Porque la mayoría pasa por la vida sin pena ni gloria. Aunque hay muchos héroes y santos anónimos, gracias a Dios, a esa mayoría nadie la recordará, porque no deja huella. Millones de millones mueren a diario en el mundo y, salvo su entorno íntimo, no los recordarán y, pasadas una o un par de generaciones, nadie sabrá que existieron. Todos caerán en la fosa del olvido. Es triste, pero es peor que te recuerden por tus maldades. Sin embargo, es la única manera de que los mediocres pasen a las historia, cuando se convierten en antihéroes contradiciendo a los héroes y los santos, a los hombres útiles y de bien: un Caifás, un Herodes o un Pilato ante Cristo; un Boves ante Bolívar; tal un Pedro Carujo, que habiendo recibido una esmerada educación y teniendo una buena hoja de servicios, cayó en el exabrupto de decirle a Dr. José María Vargas: ¡El mundo es de los valientes!. A lo que el eminente doctor respondió: No, el mundo es de los hombres justos. Aunque en contradictorias versiones, sí se pronunció o no, aquel grito de “¡muera la inteligencia!”, de Millán Astray contra el Rector de la Universidad de Salamanca, en 1936, Miguel de Unamuno, resuena todavía; como el coronel Antonio Tejero irrumpiendo pistola en mano en el hemiciclo del Congreso de Diputados de España, en 1981; como un personero cualquiera del gobierno actual de Venezuela ante nuestra gran líder política del momento.. Pura mediocridad pasando a la historia por sus intemperancias.
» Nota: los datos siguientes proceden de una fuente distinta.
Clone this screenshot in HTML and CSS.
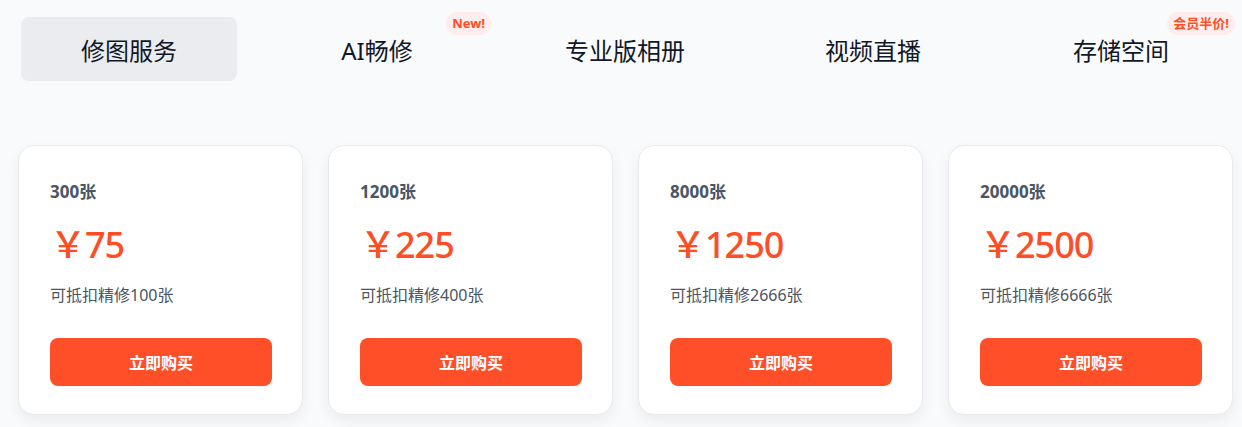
FILE: index.html
```html
<!DOCTYPE html>
<html lang="zh-CN">
<head>
<meta charset="utf-8">
<link rel="stylesheet" href="styles.css">
</head>
<body>
<div class="page">
  <nav class="tabs">
    <div class="tab active">修图服务</div>
    <div class="tab">AI畅修<span class="badge">New!</span></div>
    <div class="tab">专业版相册</div>
    <div class="tab">视频直播</div>
    <div class="tab">存储空间<span class="badge">会员半价!</span></div>
  </nav>
  <div class="cards">
    <div class="card">
      <div class="count">300张</div>
      <div class="price">￥75</div>
      <div class="desc">可抵扣精修100张</div>
      <button class="buy">立即购买</button>
    </div>
    <div class="card">
      <div class="count">1200张</div>
      <div class="price">￥225</div>
      <div class="desc">可抵扣精修400张</div>
      <button class="buy">立即购买</button>
    </div>
    <div class="card">
      <div class="count">8000张</div>
      <div class="price">￥1250</div>
      <div class="desc">可抵扣精修2666张</div>
      <button class="buy">立即购买</button>
    </div>
    <div class="card">
      <div class="count">20000张</div>
      <div class="price">￥2500</div>
      <div class="desc">可抵扣精修6666张</div>
      <button class="buy">立即购买</button>
    </div>
  </div>
</div>
</body>
</html>
```
FILE: styles.css
```css
* { box-sizing: border-box; }
html, body {
  margin: 0;
  padding: 0;
  background: #f9fafb;
  font-family: "Noto Sans", "Noto Sans CJK SC", sans-serif;
  color: #1f2937;
}
.page {
  width: 1242px;
  height: 427px;
  overflow: hidden;
  padding: 17px 0 0 0;
}
.tabs {
  display: grid;
  grid-template-columns: repeat(5, 216px);
  column-gap: 32px;
  padding-left: 21px;
}
.tab {
  position: relative;
  height: 64px;
  display: flex;
  align-items: center;
  justify-content: center;
  font-size: 24px;
  color: #111827;
  border-radius: 8px;
}
.tab.active {
  background: #ebecef;
}
.badge {
  position: absolute;
  top: -5px;
  right: -6px;
  height: 23px;
  padding: 0 6px;
  border-radius: 12px;
  background: #ffeded;
  color: #ff4d26;
  font-size: 13px;
  font-weight: 700;
  line-height: 23px;
}
.cards {
  display: grid;
  grid-template-columns: repeat(4, 285px);
  column-gap: 25px;
  padding-left: 18px;
  margin-top: 64px;
}
.card {
  height: 270px;
  background: #fff;
  border: 1px solid #e9eaee;
  border-radius: 16px;
  box-shadow: 0 6px 14px rgba(17, 24, 39, 0.06);
  padding: 34px 30px 0 31px;
  display: flex;
  flex-direction: column;
}
.count {
  font-size: 17px;
  font-weight: 700;
  color: #4b5563;
  line-height: 24px;
}
.price {
  margin-top: 19px;
  font-size: 36px;
  line-height: 44px;
  color: #ff4d26;
  font-weight: 500;
  letter-spacing: -1px;
}
.desc {
  margin-top: 18px;
  font-size: 16px;
  line-height: 20px;
  color: #4b5563;
}
.buy {
  margin-top: 33px;
  height: 48px;
  width: 100%;
  border: none;
  border-radius: 8px;
  background: #ff4f28;
  color: #fff;
  font-family: inherit;
  font-size: 16px;
  font-weight: 700;
}
```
No me resisto a parafrasear la ridícula rima de una cuña de propaganda oficial:
A juro, Venezuela
voy por tu futuro…,
sin los hijos del cianuro
más, por si acaso,
con la piedra del zamuro.
Así no. Así mejor vivir y morir inadvertido, sin memoria para el mundo, pero con nuestro nombre escrito en el libro del cielo, porque hemos sido justos, leales, sin sobresalir en nada, pero dignos hijos de Dios, respetuosos de sus leyes y su justicia y, sobre todo, anegados en su amor. Nadie más grande que quien se siente pequeño y débil ante su Creador, quien cumple a cabalidad la misión encomendada, sea magna y brillante o pequeña e inadvertida. Grande es quien se deja invadir totalmente por el amor de Dios y se endiosa con él. Su huella será invisible sobre la tierra, pero útil y fecunda como los cimientos enterrados de las grandes construcciones.
Entre los venezolanos de hoy habrá quienes dejen una triste huella en la historia, de incompetencia, maldad, mediocridad, ferocidad diabólica, traidores a la patria y a su condición humana. Pero habrá otros de huella esplendorosa, imborrable, luz para varias generaciones, por su lucha empecinada, constante, valiente y heroica por la libertad, la justicia y la paz. A la cabeza de esta odisea…, no necesitamos nombrarla, todo el mundo sabe quien es. ¡Dios bendiga su huella!